Young women learn they are stronger together at EOF leadership conference
In a day devoted to empowering young women to pursue higher education, the University’s Educational Opportunity Fund (EOF) hosted its 7th Annual Young Women’s Leadership conference on Friday, March 6.
More than 400 young women from 15 high schools across New Jersey alternatively listened in rapt attention or reacted with boisterous shouts and applause throughout the day’s programming, as presenters and the students themselves shared and inspired each other. In addition to the compelling stories of speakers, the young women enjoyed a riveting runway show and thrilled to a jaw-dropping talent showcase.
Daniel Jean, executive director of the University’s EOF program, explained that the women’s leadership conference – along with a separate companion Boys to Men conference – not only is a source of inspiration and education for attendees, but is also an enrollment pipeline.
“We want to make certain our target communities are aware of the EOF program as a vehicle to ultimately have our scholars reach their personal and professional goals,” Jean said. “So we invite essentially every school from all of our target districts to sign up. We always are over capacity and have to turn schools away.”
Regarding the fun and dynamic elements of the conference, Jean explained, “We understand that college age and high school age students want to be engaged and it goes beyond the curricular. Ultimately we want them to be excited about pursuing higher education and consider Montclair State and the EOF program as an option.”

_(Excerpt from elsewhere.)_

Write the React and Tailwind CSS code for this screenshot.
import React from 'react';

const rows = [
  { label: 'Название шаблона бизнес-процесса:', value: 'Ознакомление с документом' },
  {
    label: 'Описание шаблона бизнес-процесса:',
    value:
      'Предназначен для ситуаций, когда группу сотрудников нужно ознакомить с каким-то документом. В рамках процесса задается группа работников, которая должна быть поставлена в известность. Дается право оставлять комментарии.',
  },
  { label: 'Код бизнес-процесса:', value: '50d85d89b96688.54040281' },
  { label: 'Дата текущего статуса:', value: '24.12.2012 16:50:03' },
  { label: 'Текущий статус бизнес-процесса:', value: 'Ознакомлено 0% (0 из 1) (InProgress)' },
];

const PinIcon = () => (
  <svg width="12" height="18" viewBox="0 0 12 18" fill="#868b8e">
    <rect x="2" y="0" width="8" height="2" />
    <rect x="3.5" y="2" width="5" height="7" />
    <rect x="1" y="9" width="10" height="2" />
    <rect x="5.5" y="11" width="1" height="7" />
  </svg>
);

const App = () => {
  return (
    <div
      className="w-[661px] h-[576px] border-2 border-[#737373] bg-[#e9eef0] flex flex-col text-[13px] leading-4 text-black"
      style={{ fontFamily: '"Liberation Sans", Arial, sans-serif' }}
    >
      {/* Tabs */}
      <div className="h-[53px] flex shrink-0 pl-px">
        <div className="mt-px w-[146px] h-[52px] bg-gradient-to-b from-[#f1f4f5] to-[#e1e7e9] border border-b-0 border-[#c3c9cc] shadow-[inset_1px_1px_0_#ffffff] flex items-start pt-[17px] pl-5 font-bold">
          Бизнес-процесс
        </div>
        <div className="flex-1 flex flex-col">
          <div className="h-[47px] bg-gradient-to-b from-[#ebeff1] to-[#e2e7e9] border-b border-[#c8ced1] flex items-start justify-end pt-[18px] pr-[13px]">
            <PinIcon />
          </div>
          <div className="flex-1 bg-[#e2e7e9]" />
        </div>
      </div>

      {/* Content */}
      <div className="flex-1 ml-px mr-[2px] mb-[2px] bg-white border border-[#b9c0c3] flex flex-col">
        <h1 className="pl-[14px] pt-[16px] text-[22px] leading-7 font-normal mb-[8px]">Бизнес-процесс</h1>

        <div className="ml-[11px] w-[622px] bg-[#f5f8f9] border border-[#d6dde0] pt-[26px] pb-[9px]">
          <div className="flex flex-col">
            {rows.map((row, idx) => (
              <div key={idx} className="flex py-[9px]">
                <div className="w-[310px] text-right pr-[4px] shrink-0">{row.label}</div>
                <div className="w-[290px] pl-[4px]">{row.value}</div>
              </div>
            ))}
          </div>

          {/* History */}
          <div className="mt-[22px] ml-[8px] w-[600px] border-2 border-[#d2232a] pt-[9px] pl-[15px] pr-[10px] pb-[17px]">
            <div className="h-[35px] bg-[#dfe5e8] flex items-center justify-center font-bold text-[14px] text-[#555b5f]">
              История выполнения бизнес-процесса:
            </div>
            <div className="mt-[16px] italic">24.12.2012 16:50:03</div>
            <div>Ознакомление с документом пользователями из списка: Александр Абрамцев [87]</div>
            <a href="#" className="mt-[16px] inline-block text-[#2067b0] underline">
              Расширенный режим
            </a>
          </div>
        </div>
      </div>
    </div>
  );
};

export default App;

Keynote speaker Maryann Diaz, a licensed social worker, and American Sign Language interpreter and workshop facilitator, told her story of being the first in her family to attend college – and a missed opportunity. At a welcome event for EOF freshmen, she recalled “a sea of black and brown beautiful faces” that “gave me a sense of home.”
But Diaz had missed the six-week summer EOF program that would have provided support – despite the fact that she qualified. “I missed the fine print. Because I didn’t know. I didn’t know.”

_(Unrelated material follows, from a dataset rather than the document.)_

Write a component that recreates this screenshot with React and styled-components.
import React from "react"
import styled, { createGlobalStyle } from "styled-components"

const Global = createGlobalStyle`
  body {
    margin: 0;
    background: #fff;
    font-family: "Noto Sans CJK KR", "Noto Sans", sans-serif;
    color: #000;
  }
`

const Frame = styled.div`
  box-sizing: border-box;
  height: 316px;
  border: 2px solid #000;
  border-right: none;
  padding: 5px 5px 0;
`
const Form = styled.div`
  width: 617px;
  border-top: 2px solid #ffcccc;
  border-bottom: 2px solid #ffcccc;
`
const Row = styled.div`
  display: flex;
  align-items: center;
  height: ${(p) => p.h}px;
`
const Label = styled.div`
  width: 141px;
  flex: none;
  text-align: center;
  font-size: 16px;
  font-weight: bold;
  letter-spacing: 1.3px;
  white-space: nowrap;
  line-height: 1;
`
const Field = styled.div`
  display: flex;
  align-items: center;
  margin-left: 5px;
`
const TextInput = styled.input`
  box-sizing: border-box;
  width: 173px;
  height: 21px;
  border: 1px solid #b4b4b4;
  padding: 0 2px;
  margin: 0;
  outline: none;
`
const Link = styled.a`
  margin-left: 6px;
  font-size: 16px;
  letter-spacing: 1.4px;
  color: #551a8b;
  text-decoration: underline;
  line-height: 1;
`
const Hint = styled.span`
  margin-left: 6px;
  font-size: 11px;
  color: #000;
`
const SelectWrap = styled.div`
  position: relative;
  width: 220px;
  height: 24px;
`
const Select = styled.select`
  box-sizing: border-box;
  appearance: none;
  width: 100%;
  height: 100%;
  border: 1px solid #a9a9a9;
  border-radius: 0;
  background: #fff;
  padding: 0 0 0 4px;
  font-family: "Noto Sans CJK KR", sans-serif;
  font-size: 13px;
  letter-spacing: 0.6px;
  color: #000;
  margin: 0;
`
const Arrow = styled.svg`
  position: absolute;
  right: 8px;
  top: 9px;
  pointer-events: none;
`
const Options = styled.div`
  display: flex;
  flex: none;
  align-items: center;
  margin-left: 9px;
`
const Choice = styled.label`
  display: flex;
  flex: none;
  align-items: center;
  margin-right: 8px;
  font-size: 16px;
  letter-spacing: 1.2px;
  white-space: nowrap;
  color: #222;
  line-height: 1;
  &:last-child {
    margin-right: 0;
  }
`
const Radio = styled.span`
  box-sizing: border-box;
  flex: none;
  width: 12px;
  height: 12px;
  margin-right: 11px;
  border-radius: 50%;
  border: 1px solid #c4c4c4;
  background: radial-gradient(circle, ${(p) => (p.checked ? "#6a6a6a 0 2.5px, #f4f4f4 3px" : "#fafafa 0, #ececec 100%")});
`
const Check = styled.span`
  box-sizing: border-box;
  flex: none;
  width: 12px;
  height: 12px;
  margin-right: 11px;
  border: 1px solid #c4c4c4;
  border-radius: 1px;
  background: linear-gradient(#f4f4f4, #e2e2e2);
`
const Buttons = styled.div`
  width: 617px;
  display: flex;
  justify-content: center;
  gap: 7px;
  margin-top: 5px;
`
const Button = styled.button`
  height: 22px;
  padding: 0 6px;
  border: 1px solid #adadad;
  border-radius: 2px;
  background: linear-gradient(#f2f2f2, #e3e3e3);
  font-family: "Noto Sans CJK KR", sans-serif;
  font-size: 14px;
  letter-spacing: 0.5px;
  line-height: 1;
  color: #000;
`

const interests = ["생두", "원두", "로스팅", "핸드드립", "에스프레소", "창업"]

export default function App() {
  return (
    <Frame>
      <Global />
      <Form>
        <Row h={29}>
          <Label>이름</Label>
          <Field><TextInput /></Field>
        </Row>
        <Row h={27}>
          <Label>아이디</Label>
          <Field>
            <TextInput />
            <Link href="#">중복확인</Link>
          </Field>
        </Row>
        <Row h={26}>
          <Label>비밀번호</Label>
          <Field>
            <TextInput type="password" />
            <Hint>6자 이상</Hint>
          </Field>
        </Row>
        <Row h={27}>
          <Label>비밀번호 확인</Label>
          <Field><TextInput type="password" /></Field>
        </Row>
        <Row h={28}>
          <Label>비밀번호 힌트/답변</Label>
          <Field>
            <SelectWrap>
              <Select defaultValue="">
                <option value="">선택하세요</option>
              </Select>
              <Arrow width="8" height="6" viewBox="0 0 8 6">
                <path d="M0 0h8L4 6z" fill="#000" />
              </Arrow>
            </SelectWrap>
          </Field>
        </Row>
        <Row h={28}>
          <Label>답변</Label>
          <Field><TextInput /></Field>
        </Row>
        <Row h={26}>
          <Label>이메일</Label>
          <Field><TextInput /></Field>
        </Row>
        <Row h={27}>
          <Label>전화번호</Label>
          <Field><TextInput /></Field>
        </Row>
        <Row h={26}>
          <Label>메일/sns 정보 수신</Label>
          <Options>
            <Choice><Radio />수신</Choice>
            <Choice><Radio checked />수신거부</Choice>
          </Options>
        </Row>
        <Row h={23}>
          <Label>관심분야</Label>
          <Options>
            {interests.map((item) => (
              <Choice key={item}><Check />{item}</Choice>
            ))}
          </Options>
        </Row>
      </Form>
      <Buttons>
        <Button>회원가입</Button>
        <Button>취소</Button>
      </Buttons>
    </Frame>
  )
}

“Talk to your sister and let her know, ‘I got you,’” said Diaz. “When one sister wins, we all win.”
Best-selling author Tiffany Stallings ’99 gave the young women the advice, “Face it until you make it. Ask for help.” She related a fall from success and grace that had her deeply depressed and contemplating suicide. “But my circle, my network would not let me,” Stallings said. “They called me every day. They prayed for me. I opened up. That’s why I’m here today.”

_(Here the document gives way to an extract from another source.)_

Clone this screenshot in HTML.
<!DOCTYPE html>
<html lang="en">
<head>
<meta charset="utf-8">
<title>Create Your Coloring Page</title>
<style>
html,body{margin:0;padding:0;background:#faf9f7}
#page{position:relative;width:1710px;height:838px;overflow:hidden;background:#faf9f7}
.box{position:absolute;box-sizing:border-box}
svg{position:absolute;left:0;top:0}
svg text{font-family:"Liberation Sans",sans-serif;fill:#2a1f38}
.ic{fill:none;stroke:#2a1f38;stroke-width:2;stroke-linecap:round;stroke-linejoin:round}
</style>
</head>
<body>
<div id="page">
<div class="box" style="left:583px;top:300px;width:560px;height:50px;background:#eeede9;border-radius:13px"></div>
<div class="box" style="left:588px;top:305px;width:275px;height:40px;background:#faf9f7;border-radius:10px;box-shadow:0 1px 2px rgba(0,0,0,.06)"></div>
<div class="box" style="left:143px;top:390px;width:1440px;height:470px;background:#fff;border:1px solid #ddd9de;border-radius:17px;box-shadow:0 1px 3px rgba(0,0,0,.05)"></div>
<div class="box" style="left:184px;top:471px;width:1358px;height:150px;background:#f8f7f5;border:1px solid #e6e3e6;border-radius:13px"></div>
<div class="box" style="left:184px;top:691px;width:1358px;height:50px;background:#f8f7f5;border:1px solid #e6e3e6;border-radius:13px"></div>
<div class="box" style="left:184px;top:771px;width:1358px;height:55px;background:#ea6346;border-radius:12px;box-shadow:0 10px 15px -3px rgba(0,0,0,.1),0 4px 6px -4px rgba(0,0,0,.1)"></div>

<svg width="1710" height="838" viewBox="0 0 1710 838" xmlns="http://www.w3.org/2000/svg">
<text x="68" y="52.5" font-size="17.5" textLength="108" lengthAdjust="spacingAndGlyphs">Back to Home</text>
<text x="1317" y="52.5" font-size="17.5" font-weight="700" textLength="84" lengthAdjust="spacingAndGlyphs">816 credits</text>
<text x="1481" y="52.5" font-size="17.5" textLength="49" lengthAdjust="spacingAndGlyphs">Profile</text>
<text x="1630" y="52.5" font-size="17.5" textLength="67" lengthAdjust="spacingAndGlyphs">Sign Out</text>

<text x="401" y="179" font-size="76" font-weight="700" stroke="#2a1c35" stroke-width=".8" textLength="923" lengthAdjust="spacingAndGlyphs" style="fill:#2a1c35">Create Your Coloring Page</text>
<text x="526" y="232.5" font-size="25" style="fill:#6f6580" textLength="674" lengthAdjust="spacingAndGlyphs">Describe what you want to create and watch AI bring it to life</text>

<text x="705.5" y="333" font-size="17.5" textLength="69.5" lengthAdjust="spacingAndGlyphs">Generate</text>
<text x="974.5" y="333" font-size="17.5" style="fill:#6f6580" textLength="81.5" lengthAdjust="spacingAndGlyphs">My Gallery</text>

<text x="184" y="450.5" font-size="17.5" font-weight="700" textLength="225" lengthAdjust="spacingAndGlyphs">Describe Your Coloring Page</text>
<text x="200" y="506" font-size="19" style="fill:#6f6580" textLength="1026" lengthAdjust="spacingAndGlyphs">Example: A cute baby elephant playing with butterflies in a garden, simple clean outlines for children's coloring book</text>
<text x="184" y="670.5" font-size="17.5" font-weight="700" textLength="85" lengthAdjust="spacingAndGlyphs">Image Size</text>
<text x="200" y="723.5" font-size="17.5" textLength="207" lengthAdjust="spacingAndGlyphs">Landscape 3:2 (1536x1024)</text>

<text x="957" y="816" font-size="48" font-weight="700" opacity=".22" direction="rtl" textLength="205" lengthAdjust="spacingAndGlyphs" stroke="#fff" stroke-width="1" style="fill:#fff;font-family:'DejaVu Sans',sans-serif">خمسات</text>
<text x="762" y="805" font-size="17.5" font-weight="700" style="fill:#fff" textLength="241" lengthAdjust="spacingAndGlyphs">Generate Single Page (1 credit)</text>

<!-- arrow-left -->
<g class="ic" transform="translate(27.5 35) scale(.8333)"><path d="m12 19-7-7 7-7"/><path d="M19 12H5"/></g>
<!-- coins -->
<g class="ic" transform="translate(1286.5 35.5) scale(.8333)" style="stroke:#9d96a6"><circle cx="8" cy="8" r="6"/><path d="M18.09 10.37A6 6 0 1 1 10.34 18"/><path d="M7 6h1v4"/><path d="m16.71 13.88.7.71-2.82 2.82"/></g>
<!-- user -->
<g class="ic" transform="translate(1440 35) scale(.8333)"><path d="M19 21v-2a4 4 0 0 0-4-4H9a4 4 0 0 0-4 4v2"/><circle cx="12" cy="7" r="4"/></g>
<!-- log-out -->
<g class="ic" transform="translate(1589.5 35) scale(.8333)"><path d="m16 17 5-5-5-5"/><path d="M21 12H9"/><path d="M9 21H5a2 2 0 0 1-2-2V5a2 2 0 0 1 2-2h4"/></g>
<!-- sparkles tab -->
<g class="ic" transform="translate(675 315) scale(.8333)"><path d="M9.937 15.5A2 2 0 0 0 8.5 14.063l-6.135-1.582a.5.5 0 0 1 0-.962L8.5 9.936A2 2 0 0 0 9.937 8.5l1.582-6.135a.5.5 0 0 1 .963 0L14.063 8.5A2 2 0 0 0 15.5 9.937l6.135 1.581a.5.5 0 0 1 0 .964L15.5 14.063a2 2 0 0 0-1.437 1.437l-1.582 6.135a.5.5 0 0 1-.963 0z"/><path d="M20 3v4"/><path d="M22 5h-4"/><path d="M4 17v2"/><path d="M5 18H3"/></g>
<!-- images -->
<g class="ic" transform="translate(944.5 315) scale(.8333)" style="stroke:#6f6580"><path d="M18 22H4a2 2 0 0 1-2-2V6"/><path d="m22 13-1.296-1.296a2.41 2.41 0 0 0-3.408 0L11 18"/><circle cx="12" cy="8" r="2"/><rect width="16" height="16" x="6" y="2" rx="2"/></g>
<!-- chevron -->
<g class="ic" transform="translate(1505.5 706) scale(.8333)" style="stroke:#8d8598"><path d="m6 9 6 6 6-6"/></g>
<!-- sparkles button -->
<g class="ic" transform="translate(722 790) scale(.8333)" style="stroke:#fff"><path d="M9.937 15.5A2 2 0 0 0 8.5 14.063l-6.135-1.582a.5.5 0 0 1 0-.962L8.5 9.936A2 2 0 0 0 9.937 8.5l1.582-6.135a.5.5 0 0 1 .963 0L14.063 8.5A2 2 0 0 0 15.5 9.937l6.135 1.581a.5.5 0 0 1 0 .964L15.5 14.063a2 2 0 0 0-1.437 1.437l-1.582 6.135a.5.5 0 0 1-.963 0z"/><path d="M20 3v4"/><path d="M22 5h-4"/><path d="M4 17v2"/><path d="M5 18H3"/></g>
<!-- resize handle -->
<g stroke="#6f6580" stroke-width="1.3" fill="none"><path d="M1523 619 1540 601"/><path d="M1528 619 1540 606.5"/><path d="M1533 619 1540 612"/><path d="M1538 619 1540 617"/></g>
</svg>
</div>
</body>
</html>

Stallings and Diaz emphasized the need to accept help and build community. To that end, EOF provides academic support, leadership development, financial literacy, career enrichment, intentional counseling/advisement and need-based financial assistance. The program is available to students from underrepresented populations who meet income criteria and exhibit potential.
At the conference fashion show that included business attire, “ready for class” wear and school spirit swag, the students were invited to the runway to strut their stuff. Walking to the strains of Lizzo’s “Juice” and Beyonce’s “Run the World,” the young women showed pride, confidence and communal support. When one young woman named Jarmilla returned to the runway after stumbling on her first try, the crowd erupted into deafening cheers. “They helped me get back up there. I think this conference is going to make a difference,” Jarmilla said.
The young women were also given a takeaway: “I’ve given you little gifts,” said Diaz, “Keys – you are the key that unlocks your potential, be patient and kind with yourself, you are powerful; there are rocks in your bag – adversity always looks huge when you face it, turn your stumbling blocks into stepping stones; once you journey through and look back they are as small as the pebbles in your bag. And the mesh bag – set your intention, be graceful, walk with integrity and secure the bag. In the words of Queen Bey, ‘Okay, ladies, now let’s get in formation!’”
Finally, Diaz said, she is reminded that “my community will see me when I can’t see myself. Nothing is done alone.”